Ingestion to validation

Authenticate device identity, decode the payload, check schema version, and decide accepted versus rejected state.

Validation to durable write

Normalize timestamp, units, metric names, device IDs, and deduplication keys before writing trusted history.

Durable write to derived views

Build latest-value caches, dashboards, search indexes, and summaries from stores that can be replayed or reconciled.

Hot store to archive

Retain checksums, manifests, schemas, metadata links, restore permissions, and query instructions for cold history.

Failure Questions To Ask

What happens when a device reconnects and uploads older readings?
Can duplicate messages be detected without dropping legitimate repeated measurements?
Can a derived cache be rebuilt after eviction, restart, or schema change?
Can archived data be restored, decoded, and joined back to device metadata?
Which store owns each fact, and which stores are derived copies?
Do representative queries still pass after retention, migration, or partition changes?

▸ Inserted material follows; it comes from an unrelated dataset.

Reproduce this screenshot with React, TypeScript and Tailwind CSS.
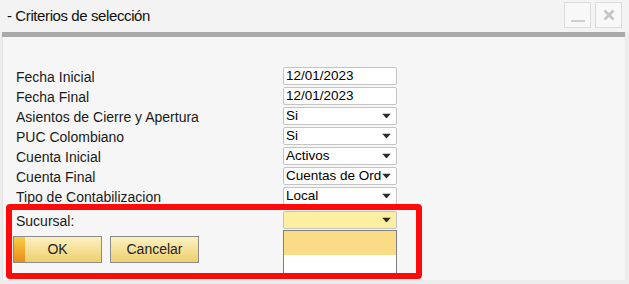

Under-the-Hood Knowledge Check

2.2 Summary

IoT storage should be designed as roles and contracts, not as a single product choice.
Registry, telemetry, events, latest values, artifacts, and archives have different owners, queries, lifecycles, and failure modes.
Durable storage begins with ingestion, validation, normalization, timestamp handling, and rejection evidence.
Caches, dashboards, search indexes, and summaries should usually be rebuildable from authoritative stores.
Retention and archive policies need restore, checksum, schema, permission, and query evidence before release.

Key Takeaway

Route each IoT data shape to an owned storage role, validate before durable write, separate cache from history, and prove lifecycle recovery before release.